Rose-tinted

How wonderful are good memories? And I don't mean the specific details of your memories, but just how wonderful it is that we're able to feel nostalgic. There's nothing quite as rose-tinted as a good memory. Much like looking forward to things in anticipation, memories are also painted in the best light—an unsullied, unadulterated light. It is easy to be critical in the current moment, or to be distracted, or to wish things were slightly different. But when you look back fondly or you look ahead with excitement, everything seems to be painted in the most flawless light. 

And that's why I love traditions. Not just traditions like opening up one present on Christmas Eve, but traditions in the truest sense of the word. Traditions bring back memories of past times, and they're symbols of the future, too.
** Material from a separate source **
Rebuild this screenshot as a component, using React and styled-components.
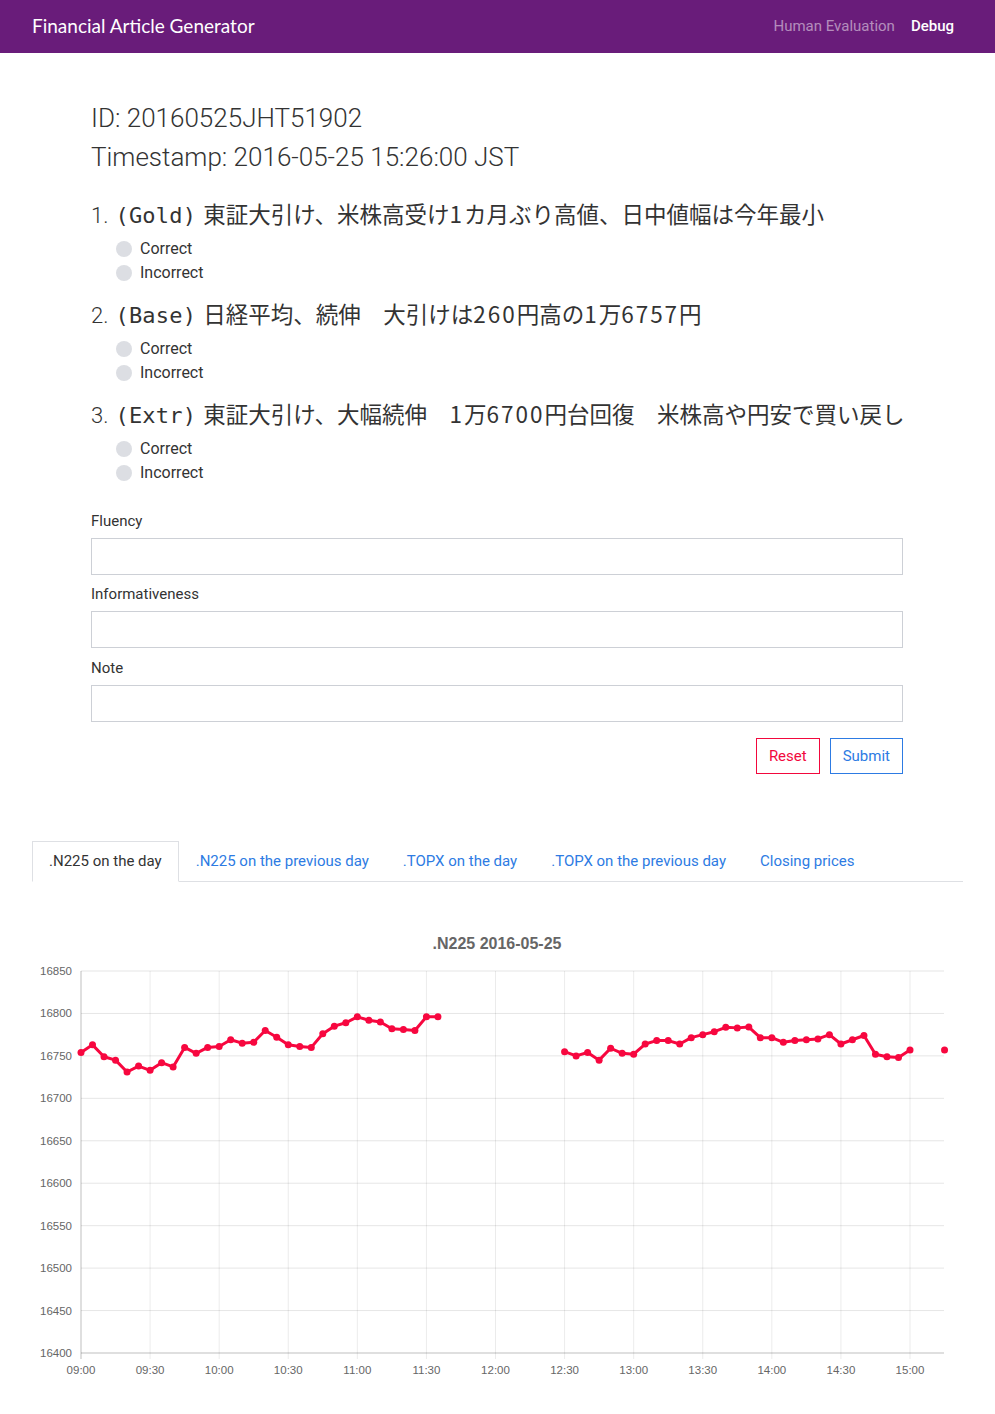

When I'm brought back to those places where traditions have taken place, it is as if time is suddenly a different metronome. I'm living in the past and the present simultaneously, and it's both remarkable and also a little sad. It's remarkable to feel how much I've grown, how much has changed; and it's sad, even tragic, to realize I may feel different than I did before, or that some things are different than they were before. But the tradition itself, in those moments, can act as the tie that binds. In a world of beautifully moving parts, the tradition is what alters time, and roots us in our memories. 

My dad died when I was 21 and a junior in college. My older brother was 22, a senior, and my younger brother was 19, a freshman. He got sick quickly (at least our knowledge of it), and died suddenly. The entire thing is possibly still as bizarre and shocking to me now as it was then. Another thing that alters time as a metronome: death. 

My dad was an "epitome" person. That's not a typical phrase, but it's perfectly accurate in the way I mean to describe him. He was WHO he was, and everybody knew that guy. The way he spoke, the words he'd use, his half crooked smile, his quick and limitless sense of humor, his at-times cringeworthy inappropriateness; that's just who he was. He was one of the funniest guys I've ever known. If he loved a song, it reminded you of him every time you ever heard it. If he didn't want to be somewhere, he wasn't going. If he thought something, he said it. I'll never pass a motorcycle, have Good & Plenty candy, watch 60 Minutes or Antiques Roadshow, see a bolo necktie or a beret or a strange pair of reading glasses, drink a Shirley Temple, hear Jackson Browne or Eric Clapton or Sting or "This Must Be the Place," go to Pastabilities, hear of Thousand Islands Park, without thinking of him and his many passions and loves. 

I miss my dad. We miss our dad. My mom misses our dad. But traditions and memories keep people like my dad immortal. There's an unspoken, although sometimes spoken, understanding in my family of just the exact role my dad would play in every circumstance or situation in which we find ourselves, if he were still here. We could have written his lines for him; we knew him so well. But it wasn't just us who knew him this well. In fact, we didn't see any side of him that he didn't also offer to his close friends or even his acquaintances. He was an unfiltered open book, and one that blurred the lines between dad, husband, friend, bachelor, socialite, bartender, thinker, feeler. Everyone knew the same guy, and if you didn't hate him, you loved him. And I don't think anyone hated him. 

And it is both sad and remarkable that some traditions don't feel anything more than "routine" when you're living them. It is only when the moving parts are so significantly altered as to make you question for a minute how they were even arranged before—you don't exactly remember— you just know something is sorely, sorely missing, and you will cling onto any of the parts, even clues about the parts, that still remain. And those become the cherished tradition, to be remembered in the best light, for the rest of eternity. 

Traditions, and the memories that accompany them, feel like a really, really old tree. The rings around the tree show its age, but they're not linear in time, they're just layered on top of each other. That's why traditions have the ability to make you feel the present and the past, all that's missing and all that ever was, all at the same time.